That's the reason for using keys subsystem in hibernation.
> > +key_invalid:
> > + up_write(&key->sem);
> > + key_put(key);
> > +
> > + return err;
> > +}
> > +
> > +/* this function may sleeps */
> > +int snapshot_key_init(void)
> > +{
> > + int err;
> > +
> > + pr_debug("%s\n", __func__);
> > +
> > + if (skey.initialized)
> > + return 0;
> > +
> > + hash_tfm = crypto_alloc_shash(hash_alg, 0, CRYPTO_ALG_ASYNC);
> > + if (IS_ERR(hash_tfm)) {
> > + pr_err("Can't allocate %s transform: %ld\n",
> > + hash_alg, PTR_ERR(hash_tfm));
> > + return PTR_ERR(hash_tfm);
> > + }
> > +
> > + err = trusted_key_init();
> > + if (err)
> > + err = user_key_init();
> > + if (err)
> > + goto key_fail;
> > +
> > + skey.initialized = true;
>
> Does this need a memory barrier to prevent reordering of the
> "skey.initialized = true" assignment before the key is fully
> initialized?
>
Thanks for your reminding. I will add memory barrier here.
Thank a lot!
Joey Lee
+Andy for opinions on things in write handlers
+Mimi Zohar as EVM maintainer
On Tue, Oct 2, 2018 at 9:55 AM joeyli <[email protected]> wrote:
> On Thu, Sep 13, 2018 at 04:31:18PM +0200, Jann Horn wrote:
> > On Thu, Sep 13, 2018 at 4:08 PM Lee, Chun-Yi <[email protected]> wrote:
> > > This patch adds a snapshot keys handler for using the key retention
> > > service api to create keys for snapshot image encryption and
> > > authentication.
> [...snip]
> > > +static ssize_t disk_kmk_store(struct kobject *kobj, struct kobj_attribute *attr,
> > > + const char *buf, size_t n)
> > > +{
> > > + int error = 0;
> > > + char *p;
> > > + int len;
> > > +
> > > + if (!capable(CAP_SYS_ADMIN))
> > > + return -EPERM;
> >
> > This is wrong, you can't use capable() in a write handler. You'd have
> > to use file_ns_capable(), and I think sysfs currently doesn't give you
> > a pointer to the struct file.
> > If you want to do this in a write handler, you'll have to either get
> > rid of this check or plumb through the cred struct pointer.

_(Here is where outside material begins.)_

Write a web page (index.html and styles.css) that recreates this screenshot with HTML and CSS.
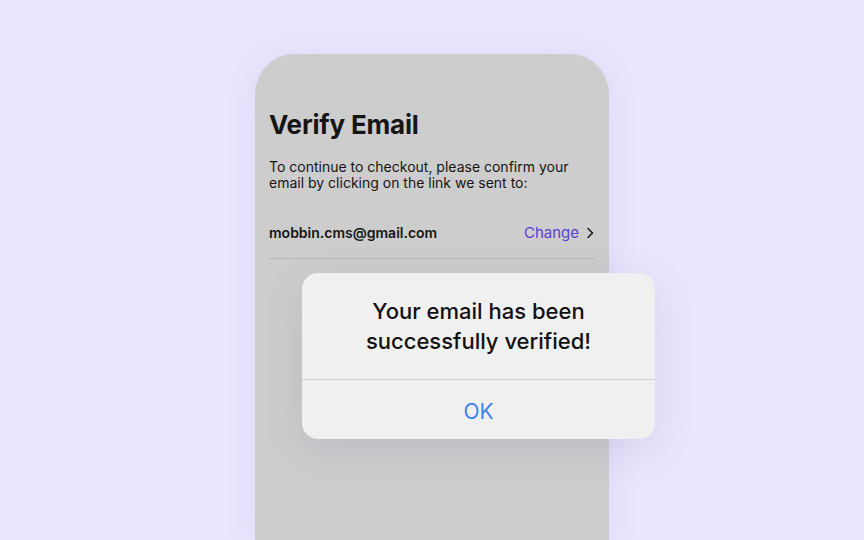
FILE: index.html
```html
<!DOCTYPE html>
<html lang="en">
<head>
    <meta charset="UTF-8">
    <meta name="viewport" content="width=device-width, initial-scale=1.0">
    <title>Verify Email</title>
    <link rel="stylesheet" href="styles.css">
</head>
<body>

    <div class="stage">
        <div class="phone">
            <h1 class="title">Verify Email</h1>
            <p class="intro">To continue to checkout, please confirm your email by clicking on the link we sent to:</p>

            <div class="email-row">
                <span class="email">mobbin.cms@gmail.com</span>
                <span class="change">Change
                    <svg width="10" height="14" viewBox="0 0 10 14" fill="none">
                        <path d="M3 2.5L7.5 7L3 11.5" stroke="#1a1a1a" stroke-width="1.6" stroke-linecap="round" stroke-linejoin="round"/>
                    </svg>
                </span>
            </div>
        </div>

        <div class="alert">
            <div class="alert-msg">Your email has been successfully verified!</div>
            <div class="alert-btn">OK</div>
        </div>
    </div>

</body>
</html>
```

FILE: styles.css
```css
/* page */
body {
    margin: 0;
    height: 100vh;
    overflow: hidden;
    background: #ebe6fd;
    font-family: Inter, "Noto Sans", sans-serif;
}

.stage {
    position: relative;
    width: 864px;
    height: 540px;
    display: flex;
    justify-content: center;
    padding-top: 54px;
    box-sizing: border-box;
}

/* phone frame */
.phone {
    width: 354px;
    height: 486px;
    box-sizing: border-box;
    padding: 55px 14px 0 14px;
    background: #cdcdcd;
    border-radius: 40px 40px 0 0;
    box-shadow: 0 4px 30px rgba(120, 100, 200, 0.12);
}

.title {
    margin: 0;
    font-size: 26px;
    font-weight: 700;
    color: #151515;
    letter-spacing: -0.2px;
}

.intro {
    margin: 19px 0 0;
    font-size: 14px;
    line-height: 16px;
    color: #151515;
}

.email-row {
    display: flex;
    justify-content: space-between;
    align-items: center;
    margin-top: 32px;
    padding: 0 0 16px;
    border-bottom: 1px solid #b8b8b8;
}

.email {
    font-size: 14px;
    font-weight: 600;
    color: #151515;
}

.change {
    display: flex;
    align-items: center;
    gap: 6px;
    font-size: 15px;
    color: #5a3fd2;
}

/* alert dialog */
.alert {
    position: absolute;
    left: 302px;
    top: 273px;
    width: 353px;
    height: 166px;
    background: #f0f0f0;
    border-radius: 16px;
    box-shadow: 0 10px 40px rgba(90, 80, 140, 0.14);
    display: flex;
    flex-direction: column;
}

.alert-msg {
    height: 107px;
    box-sizing: border-box;
    padding: 23px 50px 0;
    text-align: center;
    font-size: 22px;
    line-height: 30px;
    font-weight: 500;
    color: #111;
    border-bottom: 1px solid #d0d0d0;
}

.alert-btn {
    flex: 1;
    display: flex;
    align-items: center;
    justify-content: center;
    padding-top: 3px;
    font-size: 21px;
    color: #3d80ee;
}
```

> > Alternatively, you could use some interface that doesn't go through a
> > write handler.
> >
>
> Thank you for point out this problem.
>
> Actually the evm_write_key() is the example for my code. The
> difference is that evm creates interface file on securityfs, but my
> implementation is on sysfs:
>
> security/integrity/evm/evm_secfs.c
>
> static ssize_t evm_write_key(struct file *file, const char __user *buf,
> size_t count, loff_t *ppos)
> {
> int i, ret;
>
> if (!capable(CAP_SYS_ADMIN) || (evm_initialized & EVM_SETUP))
> return -EPERM;
> ...
>
> On the other hand, the writing handler of /sys/power/wake_lock also
> uses capable() to check the CAP_BLOCK_SUSPEND capability:
>
> kernel/power/main.c
> static ssize_t wake_lock_store(struct kobject *kobj,
> struct kobj_attribute *attr,
> const char *buf, size_t n)
> {
> int error = pm_wake_lock(buf);
> return error ? error : n;
> }
> power_attr(wake_lock);
>
> kernel/power/wakelock.c
> int pm_wake_lock(const char *buf)
> {
> ...
> if (!capable(CAP_BLOCK_SUSPEND))
> return -EPERM;
> ...
>
>
> So I confused for when can capable() be used in sysfs interface? Is
> capable() only allowed in reading handler? Why the writing handler
> of securityfs can use capable()?
They can't, they're all wrong. :P All of these capable() checks in
write handlers have to be assumed to be ineffective. But it's not a
big deal because you still need UID 0 to access these files.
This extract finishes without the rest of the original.